Following the release, CODC parted ways with drummer Mike Bartek.

=== Psalm of the Grand Destroyer ===
Prior to Bartek's departure in 2006, Circle of Dead Children had written twelve new songs, but had never recorded them. The band again found themselves in an extended hiatus while they looked for a new drummer. Matt Francis, from Binghamton, New York, was brought into the band in 2007 and eventually moved to Pittsburgh to be closer in 2008. In 2009, the band recorded the music for the twelve songs they had previously written plus three additional new songs at Mr. Smalls Studio, in Pittsburgh, PA. Due to serious illness and other setbacks, Joe Horvath did not record his vocals for the album until several months later. 'Psalm of the Grand Destroyer' was mastered and produced by Scott Hull at Visceral Sound, based in Bethesda, Maryland, and released by Willowtip Records in the Americas and Candlelight Records for Europe and Asia in June 2010. Willowtip Records also released a limited-edition vinyl LP pressing of 500 copies, with 250 being on gold splattered wax and 250 on red wax. It featured alternate, but complementary, artwork done by Alex Eckman-Lawn. This release features fifteen tracks and has a total playing time of 31:47.

== Style ==
The band generally play a varied style of extreme metal, combining grindcore, death metal and crust punk with black metal and doom overtones and atmospheres appearing in the writing at times. Song writing utilizes some traditional grindcore and deathgrind format in writing very short songs: six seconds, for instance, for the track "White Trash Headache". Other tracks develop into much longer pieces: 5 minutes and 45 seconds, for instance, for the track, "Germinate the Reaper Seed". Metal Maniacs Magazine, in 2005, published an article written by Wade Gosselin, where two "modern grind acts" were chosen who he believed had pushed the bar the highest in the modern grindcore scene.
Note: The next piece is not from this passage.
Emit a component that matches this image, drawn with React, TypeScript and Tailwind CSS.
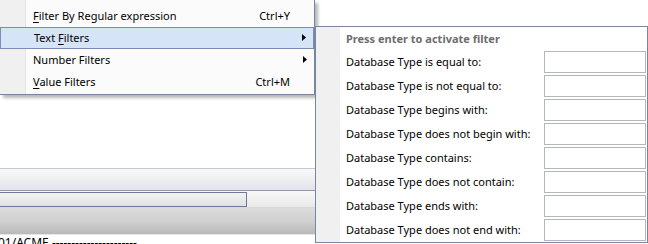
import React from "react";

const font = { fontFamily: '"Noto Sans", "Open Sans", sans-serif' };

function Arrow() {
  return (
    <svg width="4" height="7" viewBox="0 0 4 7" className="block">
      <polygon points="0,0 4,3.5 0,7" fill="#000" />
    </svg>
  );
}

function MenuItem({
  label,
  shortcut,
  sub,
  active,
}: {
  label: React.ReactNode;
  shortcut?: string;
  sub?: boolean;
  active?: boolean;
}) {
  return (
    <div
      className={
        "flex h-[22px] items-center pb-[2px] pl-[33px] " +
        (active ? "border border-[#7b8db0] bg-[#d6e4f7] pl-[32px]" : "")
      }
    >
      <span className="flex-1 whitespace-nowrap">{label}</span>
      {shortcut && <span className="whitespace-nowrap">{shortcut}</span>}
      <span className="flex w-[24px] shrink-0 items-center pl-[13px]">{sub && <Arrow />}</span>
    </div>
  );
}

const rows = [
  "Database Type is equal to:",
  "Database Type is not equal to:",
  "Database Type begins with:",
  "Database Type does not begin with:",
  "Database Type contains:",
  "Database Type does not contain:",
  "Database Type ends with:",
  "Database Type does not end with:",
];

export default function App() {
  return (
    <div
      className="relative h-[244px] w-[648px] overflow-hidden bg-white text-[11px] leading-none text-black"
      style={font}
    >
      {/* background window */}
      <div className="h-[168px] bg-white" />
      <div className="h-px bg-[#c5c8d0]" />
      <div className="h-[21px] bg-gradient-to-b from-[#f9f9f9] to-[#e1e4e9]" />
      <div className="h-px bg-[#8d97ad]" />
      <div className="flex h-[16px] bg-gradient-to-b from-[#f8f8f8] to-[#e9e9e9] pt-px">
        <div className="h-[15px] w-[247px] border border-l-0 border-[#6d7a96] bg-gradient-to-b from-[#f3f3f3] to-[#dde1e8]" />
      </div>
      <div className="h-px bg-[#d9d9d9]" />
      <div className="h-[26px] bg-gradient-to-b from-[#dcdcdc] via-[#d0d0d0] to-[#b9b9b9]" />
      <div className="h-px bg-[#e6e6e6]" />
      <div className="-ml-[2px] whitespace-nowrap pt-[2px] text-[12px]">01/ACME ----------------------</div>

      {/* main menu */}
      <div className="absolute left-0 top-0 h-[95px] w-[315px] border-b border-r border-[#7a869e] bg-[linear-gradient(to_right,#f0f0f0_25px,#e4e4e4_25px,#e4e4e4_26px,#fbfbfb_26px)] pb-px pt-[5px] shadow-[3px_3px_3px_rgba(0,0,0,0.28)]">
        <MenuItem
          label={
            <>
              <span className="underline underline-offset-2">F</span>ilter By Regular expression
            </>
          }
          shortcut="Ctrl+Y"
        />
        <MenuItem
          active
          sub
          label={
            <>
              Text <span className="underline underline-offset-2">F</span>ilters
            </>
          }
        />
        <MenuItem sub label="Number Filters" />
        <MenuItem
          label={
            <>
              <span className="underline underline-offset-2">V</span>alue Filters
            </>
          }
          shortcut="Ctrl+M"
        />
      </div>

      {/* sub menu */}
      <div className="absolute left-[315px] top-[26px] w-[333px] border border-[#7a869e] bg-[linear-gradient(to_right,#f0f0f0_24px,#ffffff_24px)] pb-px pr-px">
        <div className="flex h-[24px] items-center pb-[2px] pl-[30px] font-bold text-[#6d6d6d]">
          Press enter to activate filter
        </div>
        <div className="flex flex-col gap-[2px]">
          {rows.map((r) => (
            <div key={r} className="flex h-[22px] items-center pl-[30px]">
              <span className="flex-1 whitespace-nowrap pb-[2px]">{r}</span>
              <div className="h-[22px] w-[102px] shrink-0 border border-[#b4b6bb] bg-white" />
            </div>
          ))}
        </div>
      </div>
    </div>
  );
}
The article was titled "Suffocate Mediocrity / Expanding Grindcore" and featured "Circle of Dead Children" and "Antigama".

== Members ==
- Current members
- Joe Horvath – vocals (1998–present)
- Drew Haritan – bass (2005–2011), guitars (2011–present)
- Brooks – bass (2011–present)
- Matt Francis – drums (2007–present)

- Former members
- Jason Andrews – guitars (1998–2011)
- Dave Good – bass (1998–2000)
- Jon Kubacka – guitars (1998–2001)
- Jon Miciolek – drums (1998–2001)
- Alf Kooser – bass (2000–2002, 2004)
- Mike Bartek – drums (2004–2006)

- Timeline

== Discography ==
- 1998 – Circle of Dead Children demo
- 1999 – Starving the Vultures (CD: Willowtip Records, LP: S.O.A. Records)
- 2000 – Exotic Sense Decay (CD EP: Willowtip Records, 7" picture disc EP: Robotic Empire)
- 2001 – The Genocide Machine (CD: Deathvomit Records, LP: Willowtip Records)
- 2003 – Human Harvest (CD: Americas: Martyr Music Group, Europe and World: Displeased Records, LP: Displeased Records)
- 2005 – Zero Comfort Margin (CD : Earache Records, 10" : Arclight Commincatons)
- 2010 – Psalm of the Grand Destroyer (CD: Willowtip Records)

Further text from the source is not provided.